The GOP is Trump's party now
When President Donald Trump nominated anti-vaccine activist Robert F. Kennedy Jr. as secretary of health and human services and former Rep. Tulsi Gabbard as director of national intelligence, political observers us included wondered whether the Republican-controlled Senate would sign off on these controversial nominees. We likely got our answer last week, when both of their nominations passed out of committee, a good omen for their chances on the Senate floor. No Republican senators voted against them.

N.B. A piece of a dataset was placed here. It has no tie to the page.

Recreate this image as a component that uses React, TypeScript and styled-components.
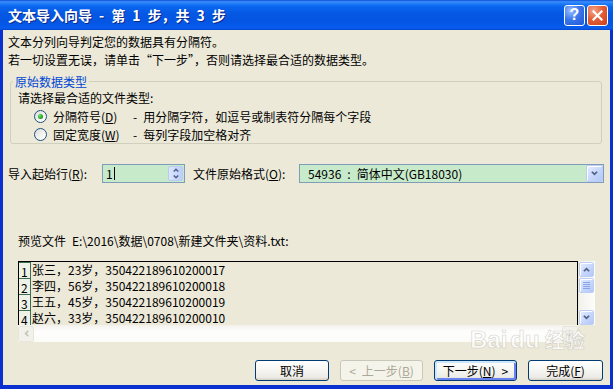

In retrospect, this shouldn't have been surprising. Traditional Republicans who might be willing to stand up to Trump are a dying breed in Washington. The GOP caucus saw a record amount of turnover during Trump's first term, with the result that a majority of Republicans in Congress today were first elected in the Trump era and these new members are more conservative than those they replaced.
Let me take you back just eight years ago to Jan. 20, 2017. On the day Trump took office for the first time, there were 293 Republican members of the House and Senate. Few, if any, of them were products of the Trump movement; the new president had won the Republican nomination over the opposition of many GOP elites, and few had expected him to win the general election and actually serve alongside them.
But Trump proved his doubters wrong and quickly got to work refashioning the Republican Party into the party of Trump. The proof of his success is in the numbers: Today, only 121 of those 293 B.T. (Before Trump) Republican legislators (41 percent) still have an office on Capitol Hill.
https://abcnews.go.com/538/gop-trumps-party-now/story
Lindsey Graham predicted this but now he's groveling in hopes of surviving.